Thursday, December 11, 2014

Bimbo Theory Confirmed

December 10, 2014, Wall Street Journal, The Psychologists Behind the CIA's Harsh Interrogations,

Key to the Senate's report on the CIA's interrogation program are details about the men who devised the harsh tactics used – two psychologists with no experience as interrogators. Photo: Getty

Key details of the Senate report on the CIA's interrogation program for suspected terrorists, explained that many of the harsh techniques used were devised by two psychologists--independent contractors with no experience as interrogators, no specialized knowledge about al Qaeda, or quote, "any relevant cultural or linguistic expertise."

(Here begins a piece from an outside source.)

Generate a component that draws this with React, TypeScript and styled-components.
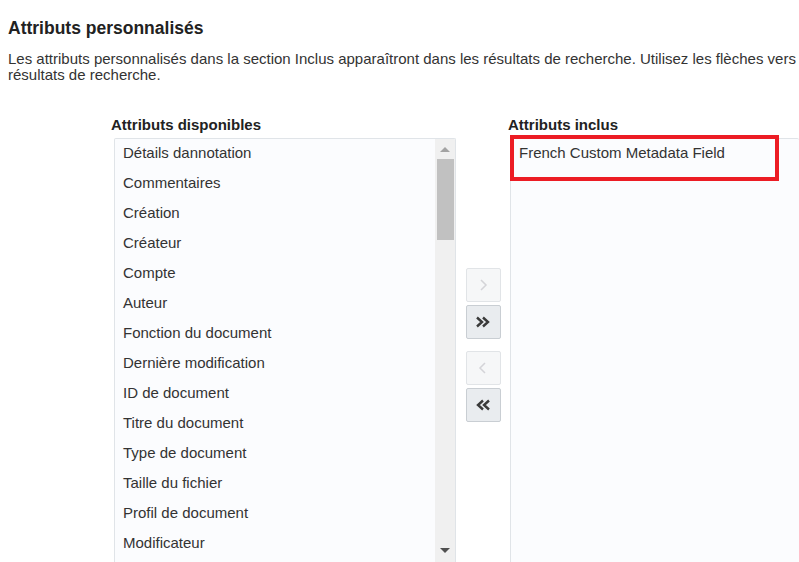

In the report the men are referred to by pseudonyms, Dr. Grayson Swigart and Dr. Hammond Dunbar. The expertise they did bring was from a U.S. military program called S.E.R.E. short for survival evasion resistance and escape.

S.E.R.E was designed after the Korean War to train American soldiers to withstand torture if captured by enemy forces, and its lessons informed the psychologists' development of enhanced interrogation techniques.

 At the outset of the investigation into the program was started into 2009 and resulted in the Senate report, the men were identified in various media outlets as James Elmer Mitchell and John "Bruce" Jessen. According to the Senate report they collected over eighty million dollars from the CIA before the program was scrapped by the Obama administration.

The psychologists suggested a range of techniques including cramped confinement, face slapping, sleep deprivation, and waterboarding. The idea behind the interrogation techniques was to induce "learned helplessness," a state in which the detainees would become passive and depressed, which in theory would encourage the detainee to "cooperate and provide information."

Sen. Diane Feinstein (D) California: At no time did this CIA coercive interrogation techniques lead to the collection of intelligence on an imminent threat. The Center report states that the interrogation techniques weren't effective, a conclusion disputed by CIA director John Brennan.